■ Exercise goal:
Print, word for word, every line from the beginning of the listing up to and including the line with "</defs></svg>". Pictures are to be excluded.

── Data section ──

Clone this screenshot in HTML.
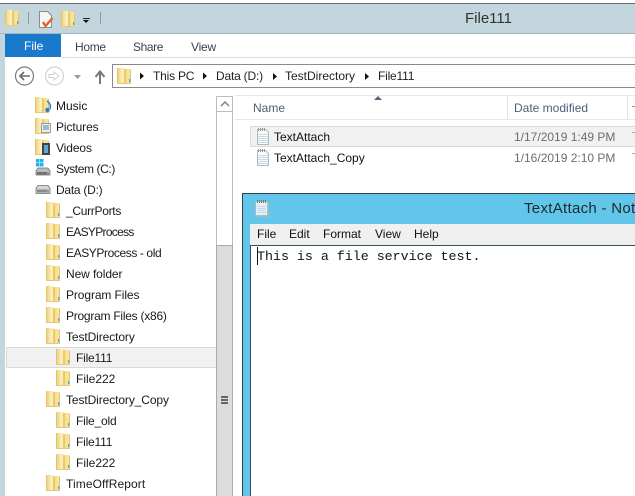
<!DOCTYPE html>
<html><head><meta charset="utf-8">
<style>
html,body{margin:0;padding:0}
body{width:635px;height:496px;overflow:hidden;position:relative;background:#fff;font-family:"Liberation Sans",sans-serif;font-size:12px;color:#1a1a1a}
.a{position:absolute}
.t{position:absolute;white-space:nowrap;line-height:16px}
svg.f{position:absolute;width:16px;height:18px}
</style></head><body>
<svg width="0" height="0" style="position:absolute"><defs>
<linearGradient id="gl" x1="0" x2="1" y1="0" y2="0"><stop offset="0" stop-color="#ecce70"/><stop offset=".7" stop-color="#fbf0c0"/><stop offset="1" stop-color="#f8e9a8"/></linearGradient>
<linearGradient id="gr" x1="0" x2="1" y1="0" y2="0"><stop offset="0" stop-color="#e8c660"/><stop offset=".35" stop-color="#f6e090"/><stop offset="1" stop-color="#f8e7a6"/></linearGradient>
<symbol id="fo" viewBox="0 0 16 18">
<path d="M0 1h7l1 1v14H0z" fill="url(#gl)"/>
<path d="M7 2h7v14H8z" fill="url(#gr)"/>
<path d="M0.500 1.500V16M13.500 3V16" stroke="#e2c46c" stroke-width="1" fill="none"/>
<path d="M0 16.500h14" stroke="#e2c878"/>
<path d="M7 2l2 1v14l-2-1z" fill="#ecca6c"/>
<rect x="12" y="12" width="1.300" height="3" fill="#55a5d8"/>
</symbol>
<symbol id="tx" viewBox="0 0 14 17">
<path d="M1.500 1.500h8l3 3v12h-11z" fill="#fbfcfd" stroke="#b4b9bd"/>
<path d="M2 6.500h10M2 8.500h10M2 10.500h10M2 12.500h10M2 14.500h10" stroke="#c6dae8"/>
<path d="M2.500 0v3M4.500 0v3M6.500 0v3M8.500 0v3" stroke="#999"/>
</symbol>
</defs></svg>

<!-- title bar -->
<div class="a" style="left:0;top:3px;width:635px;height:30px;background:#c3d6dd"></div>
<div class="a" style="left:0;top:3px;width:635px;height:1px;background:#6b6f72"></div>
<div class="a" style="left:0;top:33px;width:635px;height:1px;background:#a4b6bd"></div>
<svg class="f" style="left:5px;top:9px"><use href="#fo"/></svg>
<div class="a" style="left:28px;top:12px;width:1px;height:12px;background:#8f9da2"></div>
<svg class="a" style="left:38px;top:11px" width="17" height="17"><path d="M1.500 .5h8l4 4v12h-12z" fill="#f6f6f6" stroke="#8b8b8b"/><path d="M5 11l2.500 4 7-8" fill="none" stroke="#e0642c" stroke-width="2.400"/></svg>
<svg class="f" style="left:61px;top:10px"><use href="#fo"/></svg>
<div class="a" style="left:83px;top:18px;width:7px;height:1px;background:#222"></div>
<div class="a" style="left:83px;top:20px;width:0;height:0;border-left:3.500px solid transparent;border-right:3.500px solid transparent;border-top:3.500px solid #111"></div>
<div class="a" style="left:100px;top:12px;width:1px;height:12px;background:#8f9da2"></div>
<div class="t" style="left:465px;top:10px;font-size:15px;line-height:18px;color:#333">File111</div>

<!-- left window border -->
<div class="a" style="left:0;top:34px;width:5px;height:462px;background:#c3d6dd"></div>

<!-- ribbon -->
<div class="a" style="left:5px;top:34px;width:56px;height:23px;background:#1979ca"></div>
<div class="t" style="left:24px;top:38px;color:#fff">File</div>
<div class="t" style="left:75px;top:39px;color:#443c4c;letter-spacing:-.3px">Home</div>
<div class="t" style="left:133px;top:39px;color:#443c4c;letter-spacing:-.4px">Share</div>
<div class="t" style="left:191px;top:39px;color:#443c4c;letter-spacing:-.2px">View</div>
<div class="a" style="left:61px;top:57px;width:574px;height:1px;background:#dadbdc"></div>

<!-- nav -->
<svg class="a" style="left:14px;top:65px" width="96" height="22">
<circle cx="10.500" cy="11" r="9" fill="#fff" stroke="#7a7a7a" stroke-width="1.200"/>
<path d="M16 11H6M10 7l-4 4 4 4" fill="none" stroke="#6a6a6a" stroke-width="1.600"/>
<circle cx="40.500" cy="11" r="9" fill="#fff" stroke="#d2d2d2" stroke-width="1.200"/>
<path d="M35 9.500h5V7l5 4-5 4v-2.500h-5z" fill="none" stroke="#d2d2d2"/>
<path d="M60 10h7l-3.500 4z" fill="#9a9a9a"/>
<path d="M86 19V7M81.500 12l4.500-5.500 4.500 5.500" fill="none" stroke="#777" stroke-width="2"/>
</svg>
<div class="a" style="left:112px;top:64px;width:523px;height:22px;border:1px solid #8a8a8a;border-right:0;background:#fff"></div>
<svg class="f" style="left:117px;top:67px"><use href="#fo"/></svg>
<svg class="a" style="left:0;top:64px" width="635" height="24" fill="#111"><path d="M140 8.500l4 3.500-4 3.500zM203 8.500l4 3.500-4 3.500zM273 9l4 3.500-4 3.500zM365 9l4 3.500-4 3.500z"/></svg>
<div class="t" style="left:153px;top:68px;color:#222;letter-spacing:-.2px">This PC</div>
<div class="t" style="left:216px;top:68px;color:#222;letter-spacing:-.2px">Data (D:)</div>
<div class="t" style="left:285px;top:68px;color:#222">TestDirectory</div>
<div class="t" style="left:378px;top:68px;color:#222;letter-spacing:-.2px">File111</div>

<!-- selected tree row -->
<div class="a" style="left:6px;top:347px;width:209px;height:19px;background:#f1f1f1;border:1px solid #d9d9d9"></div>

<!-- tree icons -->
<svg class="f" style="left:35px;top:96px"><use href="#fo"/></svg>
<svg class="a" style="left:45px;top:100px" width="7" height="13"><path d="M2 1c3 2 4 5 3 8" fill="none" stroke="#2d7fc4" stroke-width="1.500"/><circle cx="2.500" cy="10" r="2.200" fill="#2d7fc4"/></svg>
<svg class="f" style="left:35px;top:117px"><use href="#fo"/></svg>
<svg class="a" style="left:41px;top:123px" width="10" height="10"><rect x=".5" y=".5" width="9" height="9" fill="#eee" stroke="#999"/><rect x="2" y="2" width="6" height="5" fill="#8fbfd0"/></svg>
<svg class="f" style="left:35px;top:138px"><use href="#fo"/></svg>
<svg class="a" style="left:42px;top:143px" width="8" height="12"><rect width="8" height="12" fill="#444"/><rect x="2" y="2" width="4" height="8" fill="#5aa7d8"/></svg>
<svg class="a" style="left:35px;top:159px" width="16" height="18"><rect x="1" y="0" width="3.500" height="3.500" fill="#20b4ee"/><rect x="5" y="0" width="3.500" height="3.500" fill="#20b4ee"/><rect x="1" y="4" width="3.500" height="3.500" fill="#20b4ee"/><rect x="5" y="4" width="3.500" height="3.500" fill="#20b4ee"/><path d="M3 9h10l2 3v4H1v-4z" fill="#b8bcbe" stroke="#6e7274" stroke-width=".8"/><rect x="2" y="13" width="12" height="2.500" fill="#6e7274"/><rect x="12" y="13.500" width="2" height="1.500" fill="#7fd050"/></svg>
<svg class="a" style="left:35px;top:185px" width="16" height="10"><path d="M3 .5h10l2 3v5H1v-5z" fill="#d4d6d8" stroke="#6e7274" stroke-width=".8"/><rect x="2" y="4.500" width="12" height="3" fill="#888c8e"/><rect x="12" y="5" width="2" height="1.500" fill="#7fd050"/></svg>

<svg class="f" style="left:46px;top:201px"><use href="#fo"/></svg>
<svg class="f" style="left:46px;top:222px"><use href="#fo"/></svg>
<svg class="f" style="left:46px;top:243px"><use href="#fo"/></svg>
<svg class="f" style="left:46px;top:264px"><use href="#fo"/></svg>
<svg class="f" style="left:46px;top:285px"><use href="#fo"/></svg>
<svg class="f" style="left:46px;top:306px"><use href="#fo"/></svg>
<svg class="f" style="left:46px;top:327px"><use href="#fo"/></svg>
<svg class="f" style="left:56px;top:348px"><use href="#fo"/></svg>
<svg class="f" style="left:56px;top:369px"><use href="#fo"/></svg>
<svg class="f" style="left:46px;top:390px"><use href="#fo"/></svg>
<svg class="f" style="left:56px;top:411px"><use href="#fo"/></svg>
<svg class="f" style="left:56px;top:432px"><use href="#fo"/></svg>
<svg class="f" style="left:56px;top:453px"><use href="#fo"/></svg>
<svg class="f" style="left:46px;top:474px"><use href="#fo"/></svg>

<!-- tree text -->
<div class="t" style="left:56px;top:98px">Music</div>
<div class="t" style="left:56px;top:119px;letter-spacing:-.1px">Pictures</div>
<div class="t" style="left:56px;top:140px;letter-spacing:-.1px">Videos</div>
<div class="t" style="left:56px;top:161px;letter-spacing:-.4px">System (C:)</div>
<div class="t" style="left:56px;top:182px;letter-spacing:-.25px">Data (D:)</div>
<div class="t" style="left:66px;top:203px;letter-spacing:-.3px">_CurrPorts</div>
<div class="t" style="left:66px;top:224px;letter-spacing:-.7px">EASYProcess</div>
<div class="t" style="left:66px;top:245px;letter-spacing:-.4px">EASYProcess - old</div>
<div class="t" style="left:66px;top:266px;letter-spacing:-.1px">New folder</div>
<div class="t" style="left:66px;top:287px;letter-spacing:-.1px">Program Files</div>
<div class="t" style="left:66px;top:308px;letter-spacing:-.25px">Program Files (x86)</div>
<div class="t" style="left:66px;top:329px;letter-spacing:-.1px">TestDirectory</div>
<div class="t" style="left:76px;top:350px;letter-spacing:-.2px">File111</div>
<div class="t" style="left:76px;top:371px">File222</div>
<div class="t" style="left:66px;top:392px;letter-spacing:-.1px">TestDirectory_Copy</div>
<div class="t" style="left:76px;top:413px;letter-spacing:-.2px">File_old</div>
<div class="t" style="left:76px;top:434px;letter-spacing:-.2px">File111</div>
<div class="t" style="left:76px;top:455px">File222</div>
<div class="t" style="left:66px;top:476px;letter-spacing:.1px">TimeOffReport</div>

<!-- tree scrollbar -->
<div class="a" style="left:216px;top:96px;width:17px;height:400px;box-sizing:border-box;border-left:1px solid #bdbdbd;border-right:1px solid #bdbdbd;background:#fff"></div>
<div class="a" style="left:216px;top:111px;width:17px;height:1px;background:#bdbdbd"></div>
<div class="a" style="left:216px;top:96px;width:17px;height:1px;background:#bdbdbd"></div>
<svg class="a" style="left:220px;top:100px" width="10" height="8"><path d="M1 6l4-4 4 4" fill="none" stroke="#777" stroke-width="1.300"/></svg>
<div class="a" style="left:216px;top:245px;width:17px;height:251px;box-sizing:border-box;background:#dcdcdc;border:1px solid #a9a9a9;border-bottom:0"></div>
<div class="a" style="left:221px;top:396px;width:7px;height:2px;background:#666"></div>
<div class="a" style="left:221px;top:399px;width:7px;height:2px;background:#666"></div>
<div class="a" style="left:221px;top:402px;width:7px;height:2px;background:#666"></div>

<!-- column headers -->
<div class="a" style="left:235px;top:95px;width:400px;height:1px;background:#e6e6e6"></div>
<div class="a" style="left:235px;top:119px;width:400px;height:1px;background:#e6e6e6"></div>
<div class="a" style="left:507px;top:96px;width:1px;height:23px;background:#e3e3e3"></div>
<div class="a" style="left:627px;top:96px;width:1px;height:23px;background:#e3e3e3"></div>
<div class="a" style="left:374px;top:96px;width:0;height:0;border-left:4px solid transparent;border-right:4px solid transparent;border-bottom:4px solid #55667a"></div>
<div class="t" style="left:253px;top:100px;color:#4c607a">Name</div>
<div class="t" style="left:514px;top:100px;color:#4c607a">Date modified</div>

<!-- files -->
<div class="a" style="left:250px;top:126px;width:385px;height:21px;box-sizing:border-box;background:#f1f1f1;border:1px solid #d9d9d9;border-right:0"></div>
<svg class="a" style="left:256px;top:128px" width="14" height="17"><use href="#tx"/></svg>
<svg class="a" style="left:256px;top:149px" width="14" height="17"><use href="#tx"/></svg>
<div class="t" style="left:274px;top:129px;color:#111">TextAttach</div>
<div class="t" style="left:274px;top:150px;color:#111">TextAttach_Copy</div>
<div class="t" style="left:514px;top:129px;color:#6d6d6d">1/17/2019 1:49 PM</div>
<div class="t" style="left:514px;top:150px;color:#6d6d6d">1/16/2019 2:10 PM</div>
<div class="a" style="left:632px;top:132px;width:3px;height:1px;background:#c8a878"></div>
<div class="a" style="left:632px;top:153px;width:3px;height:1px;background:#c8a878"></div>
<div class="a" style="left:632px;top:106px;width:3px;height:1px;background:#8a98aa"></div>

<!-- notepad -->
<div class="a" style="left:242px;top:193px;width:393px;height:303px;background:#62c5ea;border:1px solid #33404a;border-right:0;border-bottom:0;box-sizing:border-box"></div>
<svg class="a" style="left:255px;top:200px" width="14" height="17"><path d="M.5 1.500h12v14H.5z" fill="#e4eff6" stroke="#a9bac6"/><path d="M13 3v14H2" fill="none" stroke="#c9b9a0"/><path d="M2.500 0v3M4.500 0v3M6.500 0v3M8.500 0v3M10.500 0v3" stroke="#777"/><path d="M2 6.500h9M2 8.500h9M2 10.500h9M2 12.500h9" stroke="#c3d8e6"/></svg>
<div class="a" style="left:524px;top:199px;width:111px;height:20px;overflow:hidden"><div class="t" style="left:0;top:0;font-size:15px;line-height:20px;color:#1c2a30;letter-spacing:.3px">TextAttach - Notepad</div></div>
<div class="a" style="left:250px;top:224px;width:385px;height:21px;background:#f0f0f0"></div>
<div class="t" style="left:257px;top:226px;color:#111">File</div>
<div class="t" style="left:289px;top:226px;color:#111">Edit</div>
<div class="t" style="left:323px;top:226px;color:#111">Format</div>
<div class="t" style="left:375px;top:226px;color:#111">View</div>
<div class="t" style="left:414px;top:226px;color:#111">Help</div>
<div class="a" style="left:250px;top:245px;width:385px;height:251px;background:#fff;border-top:1px solid #33505f;border-left:1px solid #33505f;box-sizing:border-box"></div>
<div class="t" style="left:257px;top:249px;font-family:'Liberation Mono',monospace;font-size:13.300px;color:#111">This is a file service test.</div>
<div class="a" style="left:257px;top:247px;width:1px;height:18px;background:#111"></div>
</body></html>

───

■ Solution:
Clone this screenshot in HTML.
<!DOCTYPE html>
<html><head><meta charset="utf-8">
<style>
html,body{margin:0;padding:0}
body{width:635px;height:496px;overflow:hidden;position:relative;background:#fff;font-family:"Liberation Sans",sans-serif;font-size:12px;color:#1a1a1a}
.a{position:absolute}
.t{position:absolute;white-space:nowrap;line-height:16px}
svg.f{position:absolute;width:16px;height:18px}
</style></head><body>
<svg width="0" height="0" style="position:absolute"><defs>
<linearGradient id="gl" x1="0" x2="1" y1="0" y2="0"><stop offset="0" stop-color="#ecce70"/><stop offset=".7" stop-color="#fbf0c0"/><stop offset="1" stop-color="#f8e9a8"/></linearGradient>
<linearGradient id="gr" x1="0" x2="1" y1="0" y2="0"><stop offset="0" stop-color="#e8c660"/><stop offset=".35" stop-color="#f6e090"/><stop offset="1" stop-color="#f8e7a6"/></linearGradient>
<symbol id="fo" viewBox="0 0 16 18">
<path d="M0 1h7l1 1v14H0z" fill="url(#gl)"/>
<path d="M7 2h7v14H8z" fill="url(#gr)"/>
<path d="M0.500 1.500V16M13.500 3V16" stroke="#e2c46c" stroke-width="1" fill="none"/>
<path d="M0 16.500h14" stroke="#e2c878"/>
<path d="M7 2l2 1v14l-2-1z" fill="#ecca6c"/>
<rect x="12" y="12" width="1.300" height="3" fill="#55a5d8"/>
</symbol>
<symbol id="tx" viewBox="0 0 14 17">
<path d="M1.500 1.500h8l3 3v12h-11z" fill="#fbfcfd" stroke="#b4b9bd"/>
<path d="M2 6.500h10M2 8.500h10M2 10.500h10M2 12.500h10M2 14.500h10" stroke="#c6dae8"/>
<path d="M2.500 0v3M4.500 0v3M6.500 0v3M8.500 0v3" stroke="#999"/>
</symbol>
</defs></svg>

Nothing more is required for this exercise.